How Do We Solve the Problem of Education

It is the teachers' own union that spreads the belief and fear that teachers are worthless people and if it wasn't for the union, they would be working at minimum wage jobs -- instead of the delusion that they would be stepping into the CEO of some Fortune 500 company -- from their remedial education classes. The world doesn't work that way -- but the greatest error, is their belief that they are getting paid way less than their comparable peers -- who they believe, are the CEOs of the Fortune 500 companies.

But even the beginning teachers, already get paid more than the MEDIAN income for all workers. Essentially, they get DOUBLE the median, because the typical starting salary is about $37,000, and then when you add in health and other nonworking compensation (which is the total compensation), they're up to $60,000 -- or double the median, which means they are in the upper 25% -- to begin, with a guarantee of lifetime employment and pension -- unlike most of the people who will have to go through several jobs in their lifetime, and at times, stretches of unemployment.

Generally, greater risk is required to obtain greater returns -- and very few can be guaranteed consistently high returns, except in the Madoff and Ponzi schemes -- of "guaranteed 8% returns." The actual guaranteed rate of return is what the bonds or Treasury notes are paying, which is currently 2-4%, while those who get more, assume the risk of also losing -- and not the assumed guaranteed 8%. And this is the kind of knowledge, and education, sorely needed by the young people, instead of the dysfunctional perceptions of people who think they are the lowest paid people in society -- while actually they are among the most privileged but ungrateful of that fact -- because most of these people have known nothing else but to be students all their lives (told what to think), rather than actually learning on their own -- which is the tradition and skill of all the great teachers, and not just people learning to pretend to be.

Children and students are usually perceptive of this, and give teachers who don't have that confidence and real mastery in their subject matter, a difficult if not hard time -- which is not cured by more teacher training and infinitely more money thrown at poor teachers while the union keeps the competent others out to prop up such high salaries way beyond their real value.

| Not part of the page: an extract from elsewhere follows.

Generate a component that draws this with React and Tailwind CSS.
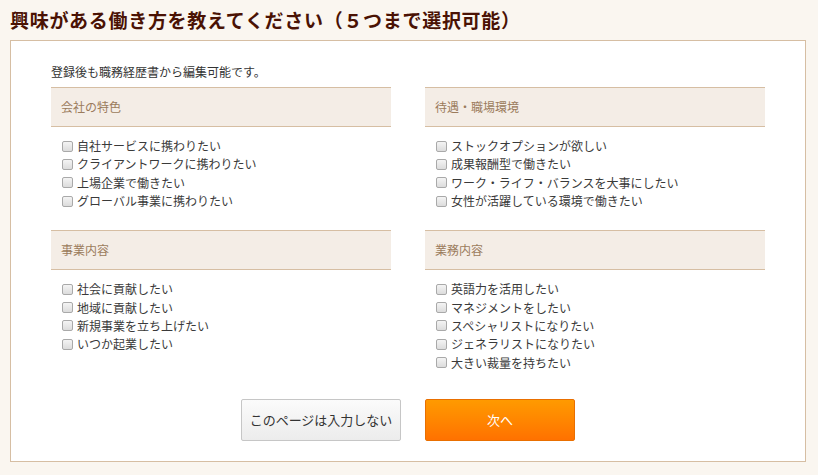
import React from 'react';

const sections = [
    { title: '会社の特色', items: ['自社サービスに携わりたい', 'クライアントワークに携わりたい', '上場企業で働きたい', 'グローバル事業に携わりたい'] },
    { title: '待遇・職場環境', items: ['ストックオプションが欲しい', '成果報酬型で働きたい', 'ワーク・ライフ・バランスを大事にしたい', '女性が活躍している環境で働きたい'] },
    { title: '事業内容', items: ['社会に貢献したい', '地域に貢献したい', '新規事業を立ち上げたい', 'いつか起業したい'] },
    { title: '業務内容', items: ['英語力を活用したい', 'マネジメントをしたい', 'スペシャリストになりたい', 'ジェネラリストになりたい', '大きい裁量を持ちたい'] },
];

const Section = ({ title, items }) => (
    <div>
        <div className="h-[40px] border-y border-[#d6bea3] bg-[#f4ede6] px-[10px] flex items-center text-[12px] text-[#9b7b5c]">
            {title}
        </div>
        <ul className="pt-[10px] pl-[11px]">
            {items.map(item => (
                <li key={item} className="flex items-center gap-[4px] h-[18.3px] text-[12px] text-[#3a3a3a]">
                    <span className="w-[11px] h-[11px] rounded-[2px] border border-[#a9a9a9] bg-gradient-to-b from-[#f4f4f4] to-[#dcdcdc] shrink-0"></span>
                    <span>{item}</span>
                </li>
            ))}
        </ul>
    </div>
);

const App = () => {
    return (
        <div className="min-h-screen w-[818px] bg-[#faf6f0] font-['Noto_Sans_CJK_JP',sans-serif]">
            {/* Title */}
            <h1 className="h-[40px] px-[10px] pt-[7px] text-[19px] leading-[26px] font-bold text-[#4a1204] tracking-[0.7px]">
                興味がある働き方を教えてください（５つまで選択可能）
            </h1>

            {/* Panel */}
            <div className="mx-[10px] w-[796px] border border-[#d6bea3] bg-white px-[40px] pt-[22px] pb-[20px]">
                <p className="text-[12px] leading-[18px] text-[#333] mb-[6px]">登録後も職務経歴書から編集可能です。</p>

                <div className="grid grid-cols-2 gap-x-[34px] gap-y-[20px]">
                    {sections.map(s => <Section key={s.title} {...s} />)}
                </div>

                <div className="flex justify-center gap-[24px] mt-[27px]">
                    <button className="w-[160px] h-[42px] rounded-[2px] border border-[#c6c6c6] bg-gradient-to-b from-[#fbfbfb] to-[#ececec] text-[13px] text-[#333]">
                        このページは入力しない
                    </button>
                    <button className="w-[150px] h-[42px] rounded-[2px] border border-[#e96f00] bg-gradient-to-b from-[#ff9a00] to-[#ff7100] text-[13px] text-white">
                        次へ
                    </button>
                </div>
            </div>
        </div>
    );
};

export default App;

If one watches things like the National Spelling Bees, they are invariably dominated by the homeschooled teachers, who though comprising a tiny fraction of the population, virtually shut out the larger population schooled by the union public school teachers demanding more because their students are getting worse, and frequently hopeless under their tutelage. This should be sufficient evidence that simply throwing more money at "professional" educators, is not the answer, because that gets us the people who are only in it for the money, and not because that is truly what they love to do. That's what a real teacher would do -- even if all the jobs were paid the same, or even not paid -- as the homeschool teachers largely are. these are the people who should be getting paid to take on a few other students -- because they have proved their abilities, rather than creating the catastrophe that is the public school system corrupted by the unions (trade associations), leaving no resources for society to move beyond endless remedial education.

Teachers shouldn't have lifetime sinecures but should be rotated among the population at large for a few years and move on -- and in fact, should only begin teaching, after they have done something else to become real teachers (as well as students), and not just the union/education school certified kind, who know nothing but learning for its own sake -- and not any real world applications. We don't need to learn the medieval/traditional education (curriculum) but the real world one, which all people love to learn rather than are learning because it's always been done that way before -- and forcing them to learn that, which is the "compulsory" education and its well-known failure to create lifetime job security for "professional educators."

We need to move on from that dependence towards the new possibilities of people learning to teach themselves whatever it is they need to know, or want to, and if they need help, asking their fellow student prodigies, what they know and how to learn that -- instead of being taught by the least able adults, because they are in-charge.